On a $5\times 5$ chessboard, two players play the following game: The first player places a knight on some square. Then the players alternately move the knight according to the rules of chess, starting with the second player. It is not allowed to move the knight to a square that was visited previously. The player who cannot move loses. Which of the two players has a winning strategy?

A rectangle can be divided into $n$ equal squares. The same rectangle can also be divided into $n+76$ equal squares. Find $n$.

a) Prove the existence of two infinite sets $A$ and $B$, not necessarily disjoint, of non-negative integers such that each non-negative integer $n$ is uniquely representable in the form $n=a+b$ with $a\in A,b\in B$. b) Prove that for each such pair $(A,B)$, either $A$ or $B$ contains only multiples of some integer $k>1$.

In a forest each of $n$ animals ($n\ge 3$) lives in its own cave, and there is exactly one separate path between any two of these caves. Before the election for King of the Forest some of the animals make an election campaign. Each campaign-making animal visits each of the other caves exactly once, uses only the paths for moving from cave to cave, never turns from one path to another between the caves and returns to its own cave in the end of its campaign. It is also known that no path between two caves is used by more than one campaign-making animal. a) Prove that for any prime $n$, the maximum possible number of campaign-making animals is $\frac{n-1}{2}$. b) Find the maximum number of campaign-making animals for $n=9$.
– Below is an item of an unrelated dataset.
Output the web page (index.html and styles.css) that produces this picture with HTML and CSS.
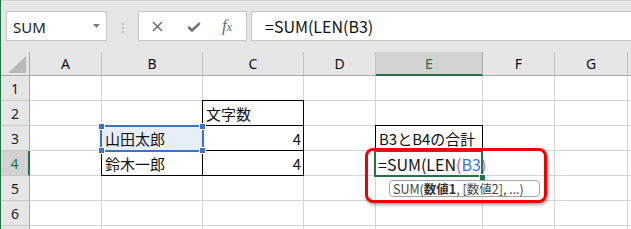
FILE: index.html
```html
<!DOCTYPE html>
<html lang="ja">
<head>
<meta charset="utf-8">
<title>Excel SUM LEN</title>
<link rel="stylesheet" href="styles.css">
</head>
<body>
<div class="app">
  <div class="toolbar">
    <div class="namebox">
      <span class="name">SUM</span>
      <svg class="dd" width="7" height="4" viewBox="0 0 7 4"><path d="M0 0 H7 L3.5 4 Z" fill="#7a7a7a"/></svg>
    </div>
    <div class="grip"><i></i><i></i><i></i></div>
    <div class="fbtns">
      <svg class="ic-x" width="11" height="11" viewBox="0 0 11 11"><path d="M1 1 L10 10 M10 1 L1 10" stroke="#6e6e6e" stroke-width="1.5" fill="none"/></svg>
      <svg class="ic-ok" width="14" height="10" viewBox="0 0 14 10"><path d="M1.2 5 L5 8.5 L12.8 1.2" stroke="#6e6e6e" stroke-width="2.4" fill="none"/></svg>
      <span class="fx"><i>f</i><em>x</em></span>
    </div>
    <div class="fbar">=SUM(LEN(B3)</div>
  </div>
  <div class="sheet">
    <div class="grid">
      <div class="ch corner"><svg width="18" height="17" viewBox="0 0 18 17"><path d="M18 0 V17 H0 Z" fill="#b9b9b9"/></svg></div>
      <div class="ch">A</div><div class="ch">B</div><div class="ch">C</div><div class="ch">D</div>
      <div class="ch on">E</div><div class="ch">F</div><div class="ch">G</div><div class="ch last"></div>

      <div class="rh">1</div><div class="c"></div><div class="c"></div><div class="c"></div><div class="c"></div><div class="c"></div><div class="c"></div><div class="c"></div><div class="c last"></div>

      <div class="rh">2</div><div class="c"></div><div class="c"></div><div class="c bd">文字数</div><div class="c"></div><div class="c"></div><div class="c"></div><div class="c"></div><div class="c last"></div>

      <div class="rh">3</div><div class="c"></div>
      <div class="c bd sel">山田太郎<span class="rf"><b class="h tl"></b><b class="h tr"></b><b class="h bl"></b><b class="h br"></b></span></div>
      <div class="c bd num">4</div><div class="c"></div><div class="c bd">B3とB4の合計</div><div class="c"></div><div class="c"></div><div class="c last"></div>

      <div class="rh on">4</div><div class="c"></div><div class="c bd">鈴木一郎</div><div class="c bd num">4</div><div class="c"></div>
      <div class="c edit">=SUM(LEN<span class="p1">(</span><span class="ref">B3</span><span class="p1">)</span></div>
      <div class="c"></div><div class="c"></div><div class="c last"></div>

      <div class="rh">5</div><div class="c"></div><div class="c"></div><div class="c"></div><div class="c"></div><div class="c"></div><div class="c"></div><div class="c"></div><div class="c last"></div>

      <div class="rh">6</div><div class="c"></div><div class="c"></div><div class="c"></div><div class="c"></div><div class="c"></div><div class="c"></div><div class="c"></div><div class="c last"></div>

      <div class="rh"></div><div class="c"></div><div class="c"></div><div class="c"></div><div class="c"></div><div class="c"></div><div class="c"></div><div class="c"></div><div class="c last"></div>
    </div>
    <span class="fillh"></span>
    <div class="tip">SUM(<b>数値1</b>, [数値2], ...)</div>
    <div class="callout"></div>
  </div>
</div>
</body>
</html>
```

FILE: styles.css
```css
html, body {
  margin: 0;
  padding: 0;
  background: #ffffff;
}

.app {
  width: 630px;
  height: 229px;
  overflow: hidden;
  border-left: 1px solid #217346;
  background: #e6e6e6;
  font-family: "Noto Sans", "Noto Sans CJK JP", sans-serif;
}

/* ---------- toolbar ---------- */
.toolbar {
  height: 52px;
  box-sizing: border-box;
  padding: 11px 0 0 5px;
  display: flex;
  align-items: flex-start;
  border-top: 1px solid #d0d0d0;
  box-shadow: inset 0 1px 0 #f2f2f2;
}

.toolbar > * {
  margin-top: -1px;
}

.namebox {
  width: 101px;
  height: 30px;
  box-sizing: border-box;
  background: #fff;
  border: 1px solid #c6c6c6;
  display: flex;
  align-items: center;
  padding: 0 6px 0 6px;
}

.name {
  flex: 1;
  font-family: "Noto Sans", sans-serif;
  font-size: 15px;
  color: #222;
  padding-top: 1px;
}

.dd {
  display: block;
  margin-top: -1px;
}

.grip {
  width: 2px;
  margin: 0 14px 0 15px;
  padding-top: 11px;
  display: flex;
  flex-direction: column;
  gap: 2px;
}

.grip i {
  display: block;
  width: 2px;
  height: 2px;
  background: #bdbdbd;
}

.fbtns {
  width: 109px;
  height: 30px;
  box-sizing: border-box;
  background: #fff;
  border: 1px solid #c6c6c6;
  display: flex;
  align-items: center;
  padding-left: 13px;
}

.ic-x {
  display: block;
}

.ic-ok {
  display: block;
  margin-left: 24px;
  margin-top: 2px;
}

.fx {
  margin-left: 21px;
  font-family: "Liberation Serif", serif;
  color: #6a6a6a;
  font-size: 17px;
  line-height: 1;
  padding-bottom: 2px;
}

.fx i {
  font-style: italic;
}

.fx em {
  font-style: italic;
  font-size: 12px;
}

.fbar {
  flex: 1;
  margin-left: 4px;
  height: 30px;
  box-sizing: border-box;
  background: #fff;
  border: 1px solid #c6c6c6;
  border-right: none;
  padding-left: 13px;
  font-family: "Noto Sans CJK JP", sans-serif;
  font-size: 16px;
  line-height: 28px;
  color: #111;
  white-space: nowrap;
}

/* ---------- sheet ---------- */
.sheet {
  position: relative;
  background: #fff;
}

.grid {
  display: grid;
  grid-template-columns: 29px 72px 101px 101px 72px 107px 72px 73px 1fr;
  grid-template-rows: 24px;
  grid-auto-rows: 25px;
}

.grid > div {
  box-sizing: border-box;
  min-width: 0;
}

.ch {
  background: #e6e6e6;
  border-right: 1px solid #c2c2c2;
  border-bottom: 1px solid #a8a8a8;
  text-align: center;
  font-family: "Noto Sans", sans-serif;
  font-size: 14px;
  line-height: 24px;
  color: #111;
}

.ch.on {
  background: #d2d2d2;
  border-right-color: #ababab;
  border-bottom: 2px solid #217346;
  color: #217346;
}

.corner {
  border-right-color: #a8a8a8;
  display: flex;
  align-items: flex-end;
  justify-content: flex-end;
  padding: 0 3px 2px 0;
}

.corner svg {
  display: block;
}

.rh {
  background: #e6e6e6;
  border-right: 1px solid #a8a8a8;
  border-bottom: 1px solid #c8c8c8;
  text-align: center;
  font-family: "Noto Sans", sans-serif;
  font-size: 14px;
  line-height: 25px;
  color: #222;
}

.rh.on {
  background: #d2d2d2;
  border-right: 2px solid #217346;
  color: #217346;
}

.c {
  border-right: 1px solid #d4d4d4;
  border-bottom: 1px solid #d4d4d4;
  font-family: "Noto Sans CJK JP", sans-serif;
  font-size: 15px;
  line-height: 24px;
  padding: 1px 3px 0 3px;
  color: #111;
  white-space: nowrap;
}

.c.last,
.ch.last {
  border-right: none;
}

.num {
  text-align: right;
  padding-right: 2px;
}

.bd {
  position: relative;
}

.bd::before {
  content: "";
  position: absolute;
  top: -1px;
  left: -1px;
  right: -1px;
  bottom: -1px;
  border: 1px solid #000;
  pointer-events: none;
}

.sel {
  background: #e8eef8;
}

.rf {
  position: absolute;
  top: -1px;
  left: -2px;
  right: -2px;
  bottom: -2px;
  border: 2px solid #3b73c9;
  z-index: 2;
}

.h {
  position: absolute;
  width: 5px;
  height: 5px;
  background: #3b73c9;
  border: 1px solid #fff;
}

.h.tl { left: -4px; top: -4px; }
.h.tr { right: -4px; top: -4px; }
.h.bl { left: -4px; bottom: -4px; }
.h.br { right: -4px; bottom: -4px; }

.edit {
  position: relative;
  font-size: 16px;
  padding-left: 2px;
  overflow: visible;
  z-index: 1;
}

.edit::after {
  content: "";
  position: absolute;
  top: -1px;
  left: -2px;
  right: -1px;
  bottom: -2px;
  border: 2px solid #217346;
}

.p1 {
  color: #e0507a;
}

.ref {
  color: #3a78d8;
}

/* ---------- overlays ---------- */
.fillh {
  position: absolute;
  left: 478px;
  top: 122px;
  width: 5px;
  height: 5px;
  background: #217346;
  border: 1px solid #fff;
  z-index: 3;
}

.tip {
  position: absolute;
  left: 388px;
  top: 128px;
  width: 151px;
  height: 17px;
  box-sizing: border-box;
  border: 1px solid #a3a3a3;
  border-radius: 4px;
  background: #fff;
  font-family: "Noto Sans CJK JP", sans-serif;
  font-size: 12.5px;
  line-height: 15px;
  color: #444;
  padding-left: 3px;
  white-space: nowrap;
  z-index: 4;
}

.tip b {
  font-weight: 700;
  color: #333;
}

.callout {
  position: absolute;
  left: 364px;
  top: 96px;
  width: 182px;
  height: 55px;
  box-sizing: border-box;
  border: 3px solid #f20000;
  border-radius: 8px;
  box-shadow: 1px 2px 3px rgba(0, 0, 0, 0.35);
  z-index: 5;
}
```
Twelve cards lie in a row. The cards are of three kinds: with both sides white, both sides black, or with a white and a black side. Initially, nine of the twelve cards have a black side up. The cards $1-6$ are turned, and subsequently four of the twelve cards have a black side up. Now cards $4-9$ are turned, and six cards have a black side up. Finally, the cards $1-3$ and $10-12$ are turned, after which five cards have a black side up. How many cards of each kind were there?